The problem is, for many of the so called intersectionalists who support Clinton and reject Sanders, intersectionality and identity politics include everything except for class. They are so tone deaf about class that they hear the “working class” as a white monolith, as if working class people of color or LGBT people or immigrants don’t exist. Yes, Sanders has spoken about the unique challenges of reaching the white working class, something that would make sense to any intersectionalist who thinks that white supremacy is a real thing. But his use of the word white in this specific context is just more proof that his use of working class without “white,” includes people of all backgrounds.
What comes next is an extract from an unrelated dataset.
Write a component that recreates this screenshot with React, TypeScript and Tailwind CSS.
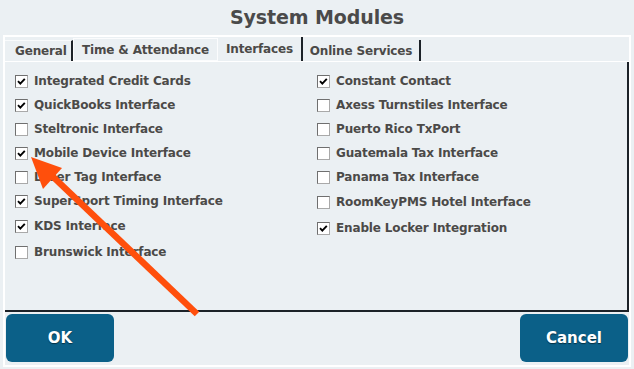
import React from 'react'

const leftItems = [
  { label: 'Integrated Credit Cards', checked: true },
  { label: 'QuickBooks Interface', checked: true },
  { label: 'Steltronic Interface', checked: false },
  { label: 'Mobile Device Interface', checked: true },
  { label: 'Laser Tag Interface', checked: false },
  { label: 'SuperSport Timing Interface', checked: true },
  { label: 'KDS Interface', checked: true },
  { label: 'Brunswick Interface', checked: false },
]

const rightItems = [
  { label: 'Constant Contact', checked: true },
  { label: 'Axess Turnstiles Interface', checked: false },
  { label: 'Puerto Rico TxPort', checked: false },
  { label: 'Guatemala Tax Interface', checked: false },
  { label: 'Panama Tax Interface', checked: false },
  { label: 'RoomKeyPMS Hotel Interface', checked: false },
  { label: 'Enable Locker Integration', checked: true },
]

function CheckRow({ label, checked, tall }: { label: string; checked: boolean; tall: boolean }) {
  return (
    <div className={tall ? 'flex items-center h-[26px]' : 'flex items-center h-[24px]'}>
      <div className="w-[13px] h-[13px] bg-white border border-t-[#6f6f6f] border-l-[#6f6f6f] border-r-[#a9a9a9] border-b-[#a9a9a9] flex items-center justify-center shrink-0">
        {checked && (
          <svg width="11" height="11" viewBox="0 0 11 11">
            <path d="M2 5.2 L4.3 7.6 L8.8 2.8" fill="none" stroke="#000" strokeWidth="1.9" />
          </svg>
        )}
      </div>
      <span className="ml-[6px] whitespace-nowrap">{label}</span>
    </div>
  )
}

export default function App() {
  return (
    <div
      className="relative w-[634px] h-[369px] bg-[#ebf0f3] flex flex-col text-[#4b4a48] font-bold overflow-hidden"
      style={{ fontFamily: '"DejaVu Sans", Verdana, sans-serif' }}
    >
      {/* title */}
      <div className="h-[35px] flex items-center justify-center text-[19px] tracking-[-0.1px] text-[#4a4a4a]">
        System Modules
      </div>

      {/* dialog frame */}
      <div className="mx-[3px] h-[332px] border-2 border-white flex flex-col">
        {/* tabs */}
        <div className="flex h-[24px] text-[12px] tracking-[-0.15px]">
          <div className="w-[68px] flex items-center pl-[10px] border-r-2 border-r-[#1c2228] mt-[3px] border-t border-t-white/70">
            General
          </div>
          <div className="w-[145px] flex items-center justify-center border border-white/80 mt-[1px]">
            Time &amp; Attendance
          </div>
          <div className="w-[85px] flex items-start justify-center pt-[3px] border-r-2 border-r-[#1c2228]">
            Interfaces
          </div>
          <div className="w-[118px] flex items-center justify-center border-r-2 border-r-[#1c2228] mt-[3px]">
            Online Services
          </div>
          <div className="flex-1" />
        </div>
        <div className="h-[1px] bg-white" />

        {/* panel */}
        <div className="h-[250px] border-r-2 border-b-2 border-[#1c2228] flex text-[12px] tracking-[-0.15px] pt-[7px]">
          <div className="w-[312px] pl-[10px] flex flex-col">
            {leftItems.map((it, i) => (
              <CheckRow key={it.label} label={it.label} checked={it.checked} tall={i >= 6} />
            ))}
          </div>
          <div className="flex-1 flex flex-col">
            {rightItems.map((it, i) => (
              <CheckRow key={it.label} label={it.label} checked={it.checked} tall={i >= 5} />
            ))}
          </div>
        </div>

        {/* buttons */}
        <div className="flex justify-between items-start pt-[2px] pl-[1px] pr-[1px]">
          <button className="w-[108px] h-[48px] rounded-[6px] bg-[#0b6088] text-white text-[15px] font-bold [text-shadow:0_1px_1px_rgba(0,0,0,0.5)]">
            OK
          </button>
          <button className="w-[108px] h-[48px] rounded-[6px] bg-[#0b6088] text-white text-[15px] font-bold [text-shadow:0_1px_1px_rgba(0,0,0,0.5)]">
            Cancel
          </button>
        </div>
      </div>

      {/* annotation arrow */}
      <svg className="absolute inset-0 pointer-events-none" width="634" height="369" viewBox="0 0 634 369">
        <line x1="197" y1="314" x2="48" y2="172" stroke="#ff4f0c" strokeWidth="6.5" />
        <polygon points="31,157 62,168 43,189" fill="#ff4f0c" />
      </svg>
    </div>
  )
}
Sanders; critique of inequality, and his attack on the one percent, is one that champions the rights of people from all backgrounds. At the same time, Sanders acknowledges the singular struggles and double (or triple, or quadruple) burdens faced by different people, and how the economic inequality is compounded by racism and sexism. For example, the NAACP gives him a rating of 97% on his positions on affirmative action. They give Clinton a rating of 96%.

What Sanders Actually Said
Let’s look at what Sanders said that got him in so much trouble. After his Nov. 20 talk, the moderator opened the Q&A by reading one of the audience questions. Rebecca, who considers Sanders and Elizabeth Warren her heros, had written, “I want to be the second Latina senator in U.S. history. Any tips?”

Sanders responded:
“It goes without saying that as we fight to end all forms of discrimination, as we fight to bring more and more women into the political process, Latinos, African Americans, Native Americans — all of that is enormously important, and count me in as somebody who wants to see that happen.”
What Sanders was clearly saying, and actually did say, is that discrimination is real and a problem, that diversity and representation of underrepresented people is “enormously important,” and something he “wants to see…happen.”

He went even further than that, though, saying:

“Right now, we’ve made some progress in getting women into politics — I think we got 20 women in the Senate now. We need 50 women in the Senate. We need more African Americans.”
Not only is diversity critical but there is still more work to be done. There has been some improvement but not enough.

But then he uses the “but” word:

“But it’s not good enough to say, “Hey, I’m a Latina, vote for me.” That is not good enough. I have to know whether that Latina is going to stand up with the working class of this country, and is going to take on big money interests.”
Okay, so what does his “but” do? Here, it does not contradict but complicates. It builds on his other statements about diversity in government. Diversity is absolutely necessary but it’s not sufficient. We have to know where those candidates stand in terms representing the people’s interests, not merely their demography (which again, IS important, but not enough!)

He expands:
“One of the struggles that we’re going to have right now, we lay on the table of the Democratic Party, is it’s not good enough to me to say, “Okay, well we’ve got X number of African Americans over here, we’ve got Y number of Latinos, we have Z number of women. We are a diverse party, a diverse nation....”
And then come more “buts” as he delves deeper into the conflicts of between policies for the people and policies for the financial elites.
“But, but here is my point, and this is where there is going to be division within the Democratic Party. It is not good enough for someone to say, “I’m a woman! Vote for me!” No, that’s not good enough. What we need is a woman who has the guts to stand up to Wall Street, to the insurance companies, to the drug companies, to the fossil fuel industry.”
And here’s where Sanders brings up identity politics. Ready? Brace yourselves!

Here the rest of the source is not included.